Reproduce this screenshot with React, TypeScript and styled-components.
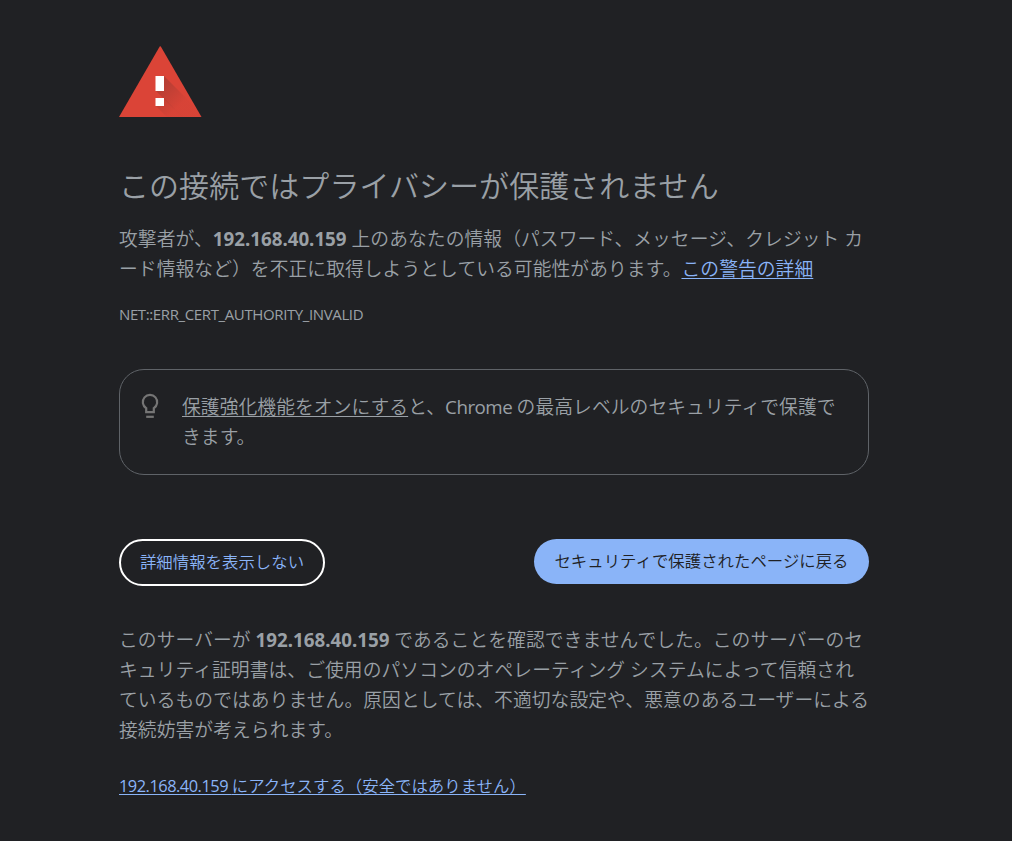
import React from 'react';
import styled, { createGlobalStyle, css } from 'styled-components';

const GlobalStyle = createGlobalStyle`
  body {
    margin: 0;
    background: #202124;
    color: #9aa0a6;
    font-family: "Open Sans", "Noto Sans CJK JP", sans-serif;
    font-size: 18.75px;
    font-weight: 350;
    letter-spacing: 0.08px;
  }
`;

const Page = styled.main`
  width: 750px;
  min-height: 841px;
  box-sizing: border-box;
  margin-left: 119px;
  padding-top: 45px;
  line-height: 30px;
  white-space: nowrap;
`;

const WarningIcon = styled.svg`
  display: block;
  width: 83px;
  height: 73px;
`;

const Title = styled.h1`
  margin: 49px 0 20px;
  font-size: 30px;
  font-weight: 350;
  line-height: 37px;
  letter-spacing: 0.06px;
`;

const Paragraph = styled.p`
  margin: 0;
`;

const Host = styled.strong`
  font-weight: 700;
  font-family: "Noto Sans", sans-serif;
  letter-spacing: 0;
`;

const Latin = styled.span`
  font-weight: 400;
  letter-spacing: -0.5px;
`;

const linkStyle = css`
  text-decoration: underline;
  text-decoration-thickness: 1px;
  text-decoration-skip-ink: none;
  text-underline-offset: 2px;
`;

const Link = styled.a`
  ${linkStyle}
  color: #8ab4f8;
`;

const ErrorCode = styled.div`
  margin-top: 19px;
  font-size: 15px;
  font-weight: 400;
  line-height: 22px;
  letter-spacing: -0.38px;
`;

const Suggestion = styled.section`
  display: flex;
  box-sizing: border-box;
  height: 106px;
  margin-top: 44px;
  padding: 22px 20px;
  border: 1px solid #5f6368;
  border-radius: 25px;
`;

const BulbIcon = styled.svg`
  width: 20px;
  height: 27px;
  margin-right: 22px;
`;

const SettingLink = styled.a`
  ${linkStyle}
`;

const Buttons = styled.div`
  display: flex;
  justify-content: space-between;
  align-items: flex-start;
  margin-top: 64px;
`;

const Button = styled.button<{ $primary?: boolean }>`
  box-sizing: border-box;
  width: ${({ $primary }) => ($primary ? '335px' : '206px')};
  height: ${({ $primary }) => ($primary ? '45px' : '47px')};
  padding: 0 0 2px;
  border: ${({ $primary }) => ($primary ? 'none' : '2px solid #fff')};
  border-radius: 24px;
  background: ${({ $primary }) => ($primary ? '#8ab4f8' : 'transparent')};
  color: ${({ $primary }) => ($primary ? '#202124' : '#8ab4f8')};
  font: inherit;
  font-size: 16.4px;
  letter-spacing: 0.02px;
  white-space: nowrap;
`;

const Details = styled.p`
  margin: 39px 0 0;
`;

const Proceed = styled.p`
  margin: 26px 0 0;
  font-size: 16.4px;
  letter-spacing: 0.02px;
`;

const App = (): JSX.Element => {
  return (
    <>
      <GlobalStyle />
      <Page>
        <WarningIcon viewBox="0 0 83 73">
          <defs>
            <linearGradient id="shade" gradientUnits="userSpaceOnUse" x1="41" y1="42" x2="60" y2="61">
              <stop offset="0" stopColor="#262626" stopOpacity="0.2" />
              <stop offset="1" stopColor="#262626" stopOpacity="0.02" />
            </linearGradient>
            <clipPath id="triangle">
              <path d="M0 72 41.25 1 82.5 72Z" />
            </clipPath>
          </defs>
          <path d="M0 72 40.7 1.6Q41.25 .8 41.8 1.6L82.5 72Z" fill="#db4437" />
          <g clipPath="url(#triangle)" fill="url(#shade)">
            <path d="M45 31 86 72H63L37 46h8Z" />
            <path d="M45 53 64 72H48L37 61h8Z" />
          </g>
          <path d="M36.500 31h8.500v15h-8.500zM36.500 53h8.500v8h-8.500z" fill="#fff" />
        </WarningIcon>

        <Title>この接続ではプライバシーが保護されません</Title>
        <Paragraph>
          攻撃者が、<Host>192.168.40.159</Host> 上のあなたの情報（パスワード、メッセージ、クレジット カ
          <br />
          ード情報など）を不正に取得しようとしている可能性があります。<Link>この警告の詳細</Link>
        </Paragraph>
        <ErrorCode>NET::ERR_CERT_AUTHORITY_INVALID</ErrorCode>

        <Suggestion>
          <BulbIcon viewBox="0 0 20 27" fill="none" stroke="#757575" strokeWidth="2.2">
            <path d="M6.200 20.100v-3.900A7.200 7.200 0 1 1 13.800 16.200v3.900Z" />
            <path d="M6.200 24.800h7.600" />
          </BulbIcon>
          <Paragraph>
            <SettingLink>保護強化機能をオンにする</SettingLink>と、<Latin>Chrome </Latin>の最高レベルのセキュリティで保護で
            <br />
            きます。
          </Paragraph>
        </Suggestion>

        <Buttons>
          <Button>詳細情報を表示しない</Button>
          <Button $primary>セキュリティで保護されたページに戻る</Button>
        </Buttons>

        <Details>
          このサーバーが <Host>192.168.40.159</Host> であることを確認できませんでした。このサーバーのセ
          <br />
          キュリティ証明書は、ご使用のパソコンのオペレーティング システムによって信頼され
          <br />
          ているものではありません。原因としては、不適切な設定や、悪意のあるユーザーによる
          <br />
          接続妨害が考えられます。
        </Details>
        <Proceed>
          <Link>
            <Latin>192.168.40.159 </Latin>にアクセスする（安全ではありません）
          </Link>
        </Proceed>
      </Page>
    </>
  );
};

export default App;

Aim:
Each line above is to be copied verbatim. Drop any image from the copy.

Answer to the problem:
Reproduce this screenshot with React, TypeScript and styled-components.
import React from 'react';
import styled, { createGlobalStyle, css } from 'styled-components';

const GlobalStyle = createGlobalStyle`
  body {
    margin: 0;
    background: #202124;
    color: #9aa0a6;
    font-family: "Open Sans", "Noto Sans CJK JP", sans-serif;
    font-size: 18.75px;
    font-weight: 350;
    letter-spacing: 0.08px;
  }
`;

const Page = styled.main`
  width: 750px;
  min-height: 841px;
  box-sizing: border-box;
  margin-left: 119px;
  padding-top: 45px;
  line-height: 30px;
  white-space: nowrap;
`;

const WarningIcon = styled.svg`
  display: block;
  width: 83px;
  height: 73px;
`;

const Title = styled.h1`
  margin: 49px 0 20px;
  font-size: 30px;
  font-weight: 350;
  line-height: 37px;
  letter-spacing: 0.06px;
`;

const Paragraph = styled.p`
  margin: 0;
`;

const Host = styled.strong`
  font-weight: 700;
  font-family: "Noto Sans", sans-serif;
  letter-spacing: 0;
`;

const Latin = styled.span`
  font-weight: 400;
  letter-spacing: -0.5px;
`;

const linkStyle = css`
  text-decoration: underline;
  text-decoration-thickness: 1px;
  text-decoration-skip-ink: none;
  text-underline-offset: 2px;
`;

const Link = styled.a`
  ${linkStyle}
  color: #8ab4f8;
`;

const ErrorCode = styled.div`
  margin-top: 19px;
  font-size: 15px;
  font-weight: 400;
  line-height: 22px;
  letter-spacing: -0.38px;
`;

const Suggestion = styled.section`
  display: flex;
  box-sizing: border-box;
  height: 106px;
  margin-top: 44px;
  padding: 22px 20px;
  border: 1px solid #5f6368;
  border-radius: 25px;
`;

const BulbIcon = styled.svg`
  width: 20px;
  height: 27px;
  margin-right: 22px;
`;

const SettingLink = styled.a`
  ${linkStyle}
`;

const Buttons = styled.div`
  display: flex;
  justify-content: space-between;
  align-items: flex-start;
  margin-top: 64px;
`;

const Button = styled.button<{ $primary?: boolean }>`
  box-sizing: border-box;
  width: ${({ $primary }) => ($primary ? '335px' : '206px')};
  height: ${({ $primary }) => ($primary ? '45px' : '47px')};
  padding: 0 0 2px;
  border: ${({ $primary }) => ($primary ? 'none' : '2px solid #fff')};
  border-radius: 24px;
  background: ${({ $primary }) => ($primary ? '#8ab4f8' : 'transparent')};
  color: ${({ $primary }) => ($primary ? '#202124' : '#8ab4f8')};
  font: inherit;
  font-size: 16.4px;
  letter-spacing: 0.02px;
  white-space: nowrap;
`;

const Details = styled.p`
  margin: 39px 0 0;
`;

const Proceed = styled.p`
  margin: 26px 0 0;
  font-size: 16.4px;
  letter-spacing: 0.02px;
`;

const App = (): JSX.Element => {
  return (
    <>
      <GlobalStyle />
      <Page>
        <WarningIcon viewBox="0 0 83 73">
          <defs>
            <linearGradient id="shade" gradientUnits="userSpaceOnUse" x1="41" y1="42" x2="60" y2="61">
              <stop offset="0" stopColor="#262626" stopOpacity="0.2" />
              <stop offset="1" stopColor="#262626" stopOpacity="0.02" />
            </linearGradient>
            <clipPath id="triangle">
              <path d="M0 72 41.25 1 82.5 72Z" />
            </clipPath>
          </defs>
          <path d="M0 72 40.7 1.6Q41.25 .8 41.8 1.6L82.5 72Z" fill="#db4437" />
          <g clipPath="url(#triangle)" fill="url(#shade)">
            <path d="M45 31 86 72H63L37 46h8Z" />
            <path d="M45 53 64 72H48L37 61h8Z" />
          </g>
          <path d="M36.500 31h8.500v15h-8.500zM36.500 53h8.500v8h-8.500z" fill="#fff" />
        </WarningIcon>

        <Title>この接続ではプライバシーが保護されません</Title>
        <Paragraph>
          攻撃者が、<Host>192.168.40.159</Host> 上のあなたの情報（パスワード、メッセージ、クレジット カ
          <br />
          ード情報など）を不正に取得しようとしている可能性があります。<Link>この警告の詳細</Link>
        </Paragraph>
        <ErrorCode>NET::ERR_CERT_AUTHORITY_INVALID</ErrorCode>

        <Suggestion>
          <BulbIcon viewBox="0 0 20 27" fill="none" stroke="#757575" strokeWidth="2.2">
            <path d="M6.200 20.100v-3.900A7.200 7.200 0 1 1 13.800 16.200v3.900Z" />
            <path d="M6.200 24.800h7.600" />
          </BulbIcon>
          <Paragraph>
            <SettingLink>保護強化機能をオンにする</SettingLink>と、<Latin>Chrome </Latin>の最高レベルのセキュリティで保護で
            <br />
            きます。
          </Paragraph>
        </Suggestion>

        <Buttons>
          <Button>詳細情報を表示しない</Button>
          <Button $primary>セキュリティで保護されたページに戻る</Button>
        </Buttons>

        <Details>
          このサーバーが <Host>192.168.40.159</Host> であることを確認できませんでした。このサーバーのセ
          <br />
          キュリティ証明書は、ご使用のパソコンのオペレーティング システムによって信頼され
          <br />
          ているものではありません。原因としては、不適切な設定や、悪意のあるユーザーによる
          <br />
          接続妨害が考えられます。
        </Details>
        <Proceed>
          <Link>
            <Latin>192.168.40.159 </Latin>にアクセスする（安全ではありません）
          </Link>
        </Proceed>
      </Page>
    </>
  );
};

export default App;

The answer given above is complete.